** THE EXERCISE **
Leaving out every picture, copy the lines of the data exactly, from the first through the line containing "fogl. közteher 30%".

** INFORMATION PROVIDED **
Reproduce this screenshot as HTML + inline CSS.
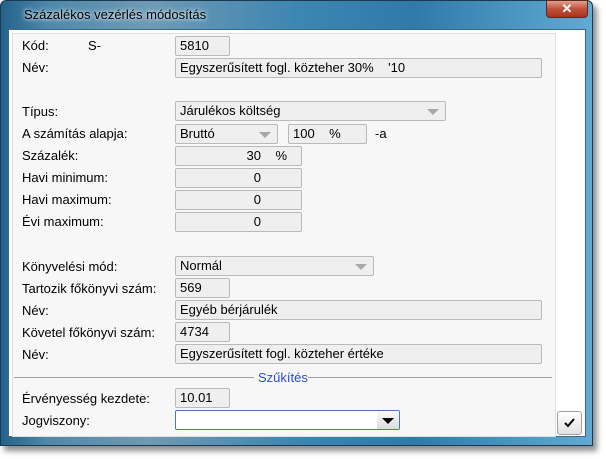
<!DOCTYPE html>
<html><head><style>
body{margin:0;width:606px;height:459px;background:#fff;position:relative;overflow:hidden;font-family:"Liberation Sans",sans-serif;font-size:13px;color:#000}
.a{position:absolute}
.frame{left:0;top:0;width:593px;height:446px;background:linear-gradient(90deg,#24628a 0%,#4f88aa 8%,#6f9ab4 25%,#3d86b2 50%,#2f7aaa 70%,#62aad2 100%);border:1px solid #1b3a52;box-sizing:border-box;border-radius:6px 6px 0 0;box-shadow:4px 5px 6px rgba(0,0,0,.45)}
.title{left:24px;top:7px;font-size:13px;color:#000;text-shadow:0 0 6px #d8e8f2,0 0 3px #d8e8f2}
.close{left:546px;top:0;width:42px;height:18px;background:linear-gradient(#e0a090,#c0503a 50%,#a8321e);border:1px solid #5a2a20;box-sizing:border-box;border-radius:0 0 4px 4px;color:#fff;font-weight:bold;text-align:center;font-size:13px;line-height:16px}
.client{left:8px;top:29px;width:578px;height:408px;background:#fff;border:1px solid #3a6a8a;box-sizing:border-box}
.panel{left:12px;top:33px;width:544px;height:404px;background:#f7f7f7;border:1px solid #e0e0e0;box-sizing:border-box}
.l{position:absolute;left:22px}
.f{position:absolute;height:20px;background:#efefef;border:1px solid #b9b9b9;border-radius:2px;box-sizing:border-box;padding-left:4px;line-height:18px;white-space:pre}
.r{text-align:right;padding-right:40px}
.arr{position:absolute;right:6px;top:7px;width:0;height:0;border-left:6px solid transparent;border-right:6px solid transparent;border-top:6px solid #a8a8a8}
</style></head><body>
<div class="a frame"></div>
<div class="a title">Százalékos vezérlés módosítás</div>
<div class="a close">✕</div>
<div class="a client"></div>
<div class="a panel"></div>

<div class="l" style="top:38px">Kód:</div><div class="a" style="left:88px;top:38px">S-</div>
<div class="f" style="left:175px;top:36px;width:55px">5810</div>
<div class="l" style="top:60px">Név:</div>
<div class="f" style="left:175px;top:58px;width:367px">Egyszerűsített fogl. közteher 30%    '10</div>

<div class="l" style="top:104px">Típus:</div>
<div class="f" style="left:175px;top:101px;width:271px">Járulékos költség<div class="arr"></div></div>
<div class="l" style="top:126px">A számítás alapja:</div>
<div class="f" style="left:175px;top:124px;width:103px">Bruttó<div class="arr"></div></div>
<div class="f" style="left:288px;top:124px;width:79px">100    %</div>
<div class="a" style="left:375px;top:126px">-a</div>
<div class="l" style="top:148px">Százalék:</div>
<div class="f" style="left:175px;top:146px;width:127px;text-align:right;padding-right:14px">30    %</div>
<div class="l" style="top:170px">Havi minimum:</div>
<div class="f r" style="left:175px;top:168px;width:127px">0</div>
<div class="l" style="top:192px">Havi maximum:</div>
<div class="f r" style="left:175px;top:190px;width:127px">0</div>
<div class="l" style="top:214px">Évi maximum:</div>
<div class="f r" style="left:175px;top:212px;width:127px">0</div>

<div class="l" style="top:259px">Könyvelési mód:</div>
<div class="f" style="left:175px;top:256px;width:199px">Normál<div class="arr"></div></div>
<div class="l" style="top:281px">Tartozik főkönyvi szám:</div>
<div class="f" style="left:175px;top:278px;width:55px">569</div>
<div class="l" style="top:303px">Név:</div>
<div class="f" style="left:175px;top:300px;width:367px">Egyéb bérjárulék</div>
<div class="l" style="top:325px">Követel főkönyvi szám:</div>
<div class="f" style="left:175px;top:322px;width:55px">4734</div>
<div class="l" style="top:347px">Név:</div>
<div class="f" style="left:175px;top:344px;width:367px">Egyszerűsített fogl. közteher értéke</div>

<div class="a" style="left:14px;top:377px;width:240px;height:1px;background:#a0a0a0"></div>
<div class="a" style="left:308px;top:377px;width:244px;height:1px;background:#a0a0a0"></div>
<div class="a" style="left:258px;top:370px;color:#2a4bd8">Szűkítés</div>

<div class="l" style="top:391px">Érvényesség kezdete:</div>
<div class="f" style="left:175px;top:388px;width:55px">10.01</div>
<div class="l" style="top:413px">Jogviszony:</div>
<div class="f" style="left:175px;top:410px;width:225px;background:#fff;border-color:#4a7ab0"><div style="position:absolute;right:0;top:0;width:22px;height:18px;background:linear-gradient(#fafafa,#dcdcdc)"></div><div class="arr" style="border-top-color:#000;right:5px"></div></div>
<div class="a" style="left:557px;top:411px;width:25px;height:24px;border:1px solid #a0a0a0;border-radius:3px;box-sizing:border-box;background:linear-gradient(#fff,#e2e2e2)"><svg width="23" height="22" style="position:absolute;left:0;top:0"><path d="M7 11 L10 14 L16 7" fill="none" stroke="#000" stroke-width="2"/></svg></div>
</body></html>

** SOLUTION FOR THIS EXERCISE **
Reproduce this screenshot as HTML + inline CSS.
<!DOCTYPE html>
<html><head><style>
body{margin:0;width:606px;height:459px;background:#fff;position:relative;overflow:hidden;font-family:"Liberation Sans",sans-serif;font-size:13px;color:#000}
.a{position:absolute}
.frame{left:0;top:0;width:593px;height:446px;background:linear-gradient(90deg,#24628a 0%,#4f88aa 8%,#6f9ab4 25%,#3d86b2 50%,#2f7aaa 70%,#62aad2 100%);border:1px solid #1b3a52;box-sizing:border-box;border-radius:6px 6px 0 0;box-shadow:4px 5px 6px rgba(0,0,0,.45)}
.title{left:24px;top:7px;font-size:13px;color:#000;text-shadow:0 0 6px #d8e8f2,0 0 3px #d8e8f2}
.close{left:546px;top:0;width:42px;height:18px;background:linear-gradient(#e0a090,#c0503a 50%,#a8321e);border:1px solid #5a2a20;box-sizing:border-box;border-radius:0 0 4px 4px;color:#fff;font-weight:bold;text-align:center;font-size:13px;line-height:16px}
.client{left:8px;top:29px;width:578px;height:408px;background:#fff;border:1px solid #3a6a8a;box-sizing:border-box}
.panel{left:12px;top:33px;width:544px;height:404px;background:#f7f7f7;border:1px solid #e0e0e0;box-sizing:border-box}
.l{position:absolute;left:22px}
.f{position:absolute;height:20px;background:#efefef;border:1px solid #b9b9b9;border-radius:2px;box-sizing:border-box;padding-left:4px;line-height:18px;white-space:pre}
.r{text-align:right;padding-right:40px}
.arr{position:absolute;right:6px;top:7px;width:0;height:0;border-left:6px solid transparent;border-right:6px solid transparent;border-top:6px solid #a8a8a8}
</style></head><body>
<div class="a frame"></div>
<div class="a title">Százalékos vezérlés módosítás</div>
<div class="a close">✕</div>
<div class="a client"></div>
<div class="a panel"></div>

<div class="l" style="top:38px">Kód:</div><div class="a" style="left:88px;top:38px">S-</div>
<div class="f" style="left:175px;top:36px;width:55px">5810</div>
<div class="l" style="top:60px">Név:</div>
<div class="f" style="left:175px;top:58px;width:367px">Egyszerűsített fogl. közteher 30%    '10</div>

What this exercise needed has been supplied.